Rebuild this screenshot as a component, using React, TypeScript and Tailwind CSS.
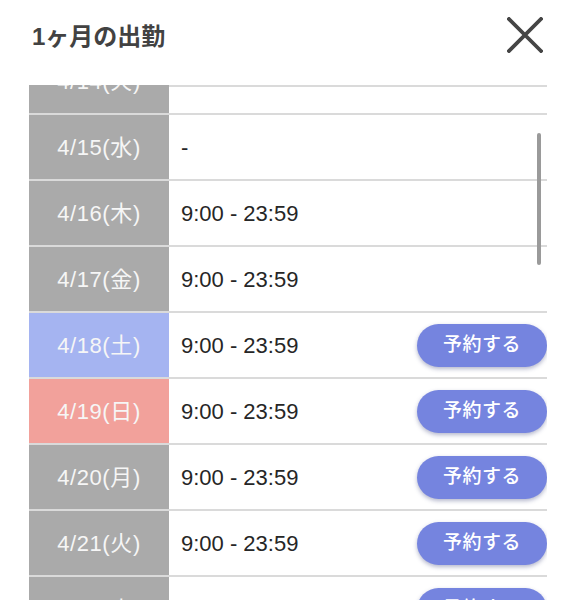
import React from 'react';

type Day = {
  date: string;
  time: string;
  kind: 'weekday' | 'sat' | 'sun';
  bookable: boolean;
};

const DAYS: Day[] = [
  { date: '4/14(火)', time: '-', kind: 'weekday', bookable: false },
  { date: '4/15(水)', time: '-', kind: 'weekday', bookable: false },
  { date: '4/16(木)', time: '9:00 - 23:59', kind: 'weekday', bookable: false },
  { date: '4/17(金)', time: '9:00 - 23:59', kind: 'weekday', bookable: false },
  { date: '4/18(土)', time: '9:00 - 23:59', kind: 'sat', bookable: true },
  { date: '4/19(日)', time: '9:00 - 23:59', kind: 'sun', bookable: true },
  { date: '4/20(月)', time: '9:00 - 23:59', kind: 'weekday', bookable: true },
  { date: '4/21(火)', time: '9:00 - 23:59', kind: 'weekday', bookable: true },
  { date: '4/22(水)', time: '9:00 - 23:59', kind: 'weekday', bookable: true },
];

const dateBg = {
  weekday: 'bg-[#aaaaaa]',
  sat: 'bg-[#a5b4f1]',
  sun: 'bg-[#f2a19b]',
};

function CloseIcon() {
  return (
    <svg width="36" height="36" viewBox="0 0 36 36" aria-hidden>
      <path d="M2 2 L34 34 M34 2 L2 34" stroke="#454545" strokeWidth="3.8" strokeLinecap="square" />
    </svg>
  );
}

function DayRow({ day }: { day: Day }) {
  return (
    <div className="flex h-[66px] border-b-2 border-[#dadada]">
      <div
        className={`w-[140px] shrink-0 flex items-center justify-center text-[22px] tracking-[0.6px] text-[#f6f6f6] ${dateBg[day.kind]}`}
      >
        {day.date}
      </div>
      <div className="flex-1 flex items-center justify-between pl-[12px]">
        <span className="text-[22px] text-[#262626]">{day.time}</span>
        {day.bookable && (
          <button className="w-[130px] h-[43px] rounded-full bg-[#7584df] text-white text-[19px] font-medium tracking-[0.5px] shadow-[0_2px_4px_rgba(40,50,110,0.35)]">
            予約する
          </button>
        )}
      </div>
    </div>
  );
}

export default function App() {
  return (
    <main
      className="w-[576px] h-[615px] bg-white overflow-hidden"
      style={{ fontFamily: '"Liberation Sans", "Noto Sans CJK JP", sans-serif' }}
    >
      {/* Header */}
      <div className="h-[72px] flex items-center justify-between pl-[32px] pr-[33px] mb-[13px]">
        <h1 className="text-[24px] font-bold text-[#424242] pt-[2px]">1ヶ月の出勤</h1>
        <button className="mt-[-2px]">
          <CloseIcon />
        </button>
      </div>

      <div className="relative ml-[29px] w-[518px] h-[515px] overflow-hidden">
        <div className="-mt-[36px]">
          {DAYS.map((d) => (
            <DayRow key={d.date} day={d} />
          ))}
        </div>
        {/* top divider over the time column */}
        <div className="absolute top-0 left-[140px] right-0 h-[2px] bg-[#dadada]" />
        {/* overlay scrollbar */}
        <div className="absolute left-[508px] top-[48px] w-[4px] h-[132px] rounded-full bg-[#9a9a9a]" />
      </div>
    </main>
  );
}
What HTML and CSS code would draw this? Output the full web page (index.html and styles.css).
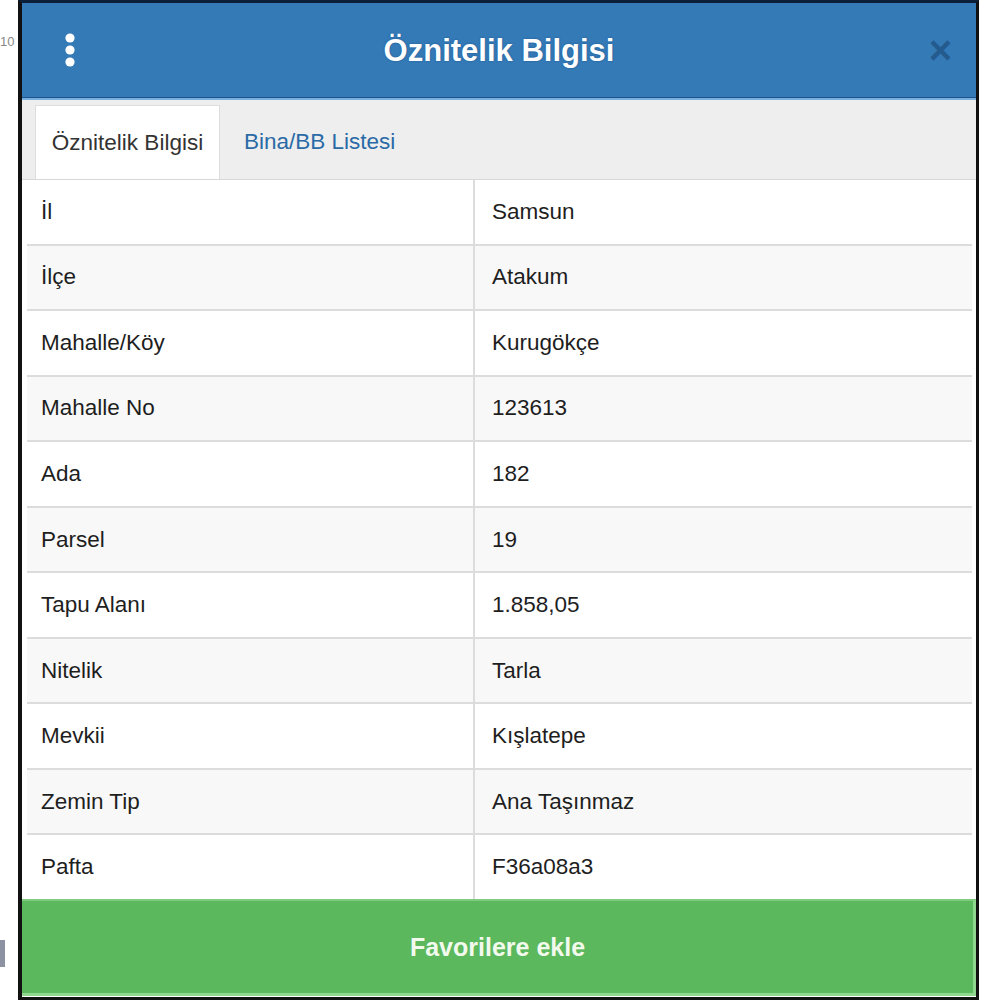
FILE: index.html
```html
<!DOCTYPE html>
<html lang="tr">
<head>
<meta charset="utf-8">
<title>Öznitelik Bilgisi</title>
<link rel="stylesheet" href="styles.css">
</head>
<body>
<div class="page">
  <span class="behind-num">10</span>
  <span class="behind-block"></span>
  <div class="dialog">
    <header class="header">
      <div class="menu">
        <svg width="12" height="36" viewBox="0 0 12 36" aria-hidden="true">
          <circle cx="6" cy="5" r="4.6" fill="#fff"/>
          <circle cx="6" cy="17" r="4.6" fill="#fff"/>
          <circle cx="6" cy="29" r="4.6" fill="#fff"/>
        </svg>
      </div>
      <h1 class="title">Öznitelik Bilgisi</h1>
      <div class="close">×</div>
    </header>
    <nav class="tabs">
      <div class="tab active">Öznitelik Bilgisi</div>
      <div class="tab link">Bina/BB Listesi</div>
    </nav>
    <div class="table">
      <div class="row"><div class="cell key">İl</div><div class="cell val">Samsun</div></div>
      <div class="row"><div class="cell key">İlçe</div><div class="cell val">Atakum</div></div>
      <div class="row"><div class="cell key">Mahalle/Köy</div><div class="cell val">Kurugökçe</div></div>
      <div class="row"><div class="cell key">Mahalle No</div><div class="cell val">123613</div></div>
      <div class="row"><div class="cell key">Ada</div><div class="cell val">182</div></div>
      <div class="row"><div class="cell key">Parsel</div><div class="cell val">19</div></div>
      <div class="row"><div class="cell key">Tapu Alanı</div><div class="cell val">1.858,05</div></div>
      <div class="row"><div class="cell key">Nitelik</div><div class="cell val">Tarla</div></div>
      <div class="row"><div class="cell key">Mevkii</div><div class="cell val">Kışlatepe</div></div>
      <div class="row"><div class="cell key">Zemin Tip</div><div class="cell val">Ana Taşınmaz</div></div>
      <div class="row"><div class="cell key">Pafta</div><div class="cell val">F36a08a3</div></div>
    </div>
    <button class="fav">Favorilere ekle</button>
  </div>
</div>
</body>
</html>
```

FILE: styles.css
```css
* { box-sizing: border-box; }
html, body { margin: 0; padding: 0; background: #fff; }
body { font-family: "Liberation Sans", Arial, sans-serif; color: #222; }

.page { position: relative; width: 1000px; height: 1000px; overflow: hidden; }

.behind-num {
  position: absolute; left: 0; top: 34px;
  font-size: 13px; color: #888;
}
.behind-block {
  position: absolute; left: 0; top: 940px;
  width: 5px; height: 27px; background: #8d92a3;
}

.dialog {
  position: relative;
  margin-left: 18px;
  width: 961px;
  height: 1000px;
  border-left: 4px solid #111;
  border-right: 3px solid #111;
  border-top: 3px solid #0b1f3a;
  border-bottom: 3px solid #111;
  display: flex;
  flex-direction: column;
  background: #fff;
}

.header {
  height: 95px;
  background: #337ab7;
  border-bottom: 1px solid #1f5586;
  display: grid;
  grid-template-columns: 120px 1fr 120px;
  align-items: center;
}
.menu { padding-left: 42px; display: flex; align-items: center; padding-top: 2px; }
.title {
  margin: 0;
  text-align: center;
  color: #fff;
  font-size: 31px;
  font-weight: bold;
  padding-top: 2px;
  text-shadow: 0 0 2px rgba(20, 60, 110, 0.6);
}
.close {
  justify-self: end;
  margin-right: 24px;
  font-size: 40px;
  font-weight: bold;
  line-height: 1;
  color: #1f4f7d;
  opacity: 0.7;
  padding-bottom: 0;
}

.tabs {
  height: 82px;
  background: #eee;
  border-top: 2px solid #78b0e2;
  border-bottom: 1px solid #d8d8d8;
  padding: 5px 5px 0 13px;
  display: flex;
  align-items: stretch;
}
.tab {
  font-size: 22.5px;
  display: flex;
  align-items: center;
}
.tab.active {
  width: 185px;
  justify-content: center;
  background: #fff;
  border: 1px solid #ddd;
  border-bottom: none;
  color: #333;
}
.tab.link {
  padding-left: 24px;
  color: #2a6aa6;
}

.table {
  height: 719px;
  margin: 0 4px 0 5px;
  display: flex;
  flex-direction: column;
}
.row {
  flex: 1;
  display: grid;
  grid-template-columns: 446px 1fr;
  border-top: 2px solid #dcdcdc;
}
.row:first-child { border-top: none; }
.row:nth-child(even) { background: #f8f8f8; }
.cell {
  display: flex;
  align-items: center;
  font-size: 22.5px;
  color: #1e1e1e;
}
.key { padding-left: 14px; }
.val { padding-left: 17px; border-left: 2px solid #dcdcdc; }

.fav {
  height: 97px;
  width: 100%;
  margin: 0;
  background: #5cb85c;
  border: none;
  border-top: 2px solid #7fcb7f;
  border-right: 3px solid #8fd68f;
  border-bottom: 3px solid #8fd68f;
  color: #f2faee;
  font-family: "Liberation Sans", Arial, sans-serif;
  font-size: 25px;
  font-weight: bold;
  padding: 0;
}
```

-=-=-

EXERCISE PROMPT
From the entries, report each line that includes the word "full".

ANSWER TO THE EXERCISE
          <button className="w-[130px] h-[43px] rounded-full bg-[#7584df] text-white text-[19px] font-medium tracking-[0.5px] shadow-[0_2px_4px_rgba(40,50,110,0.35)]">
        <div className="absolute left-[508px] top-[48px] w-[4px] h-[132px] rounded-full bg-[#9a9a9a]" />
What HTML and CSS code would draw this? Output the full web page (index.html and styles.css).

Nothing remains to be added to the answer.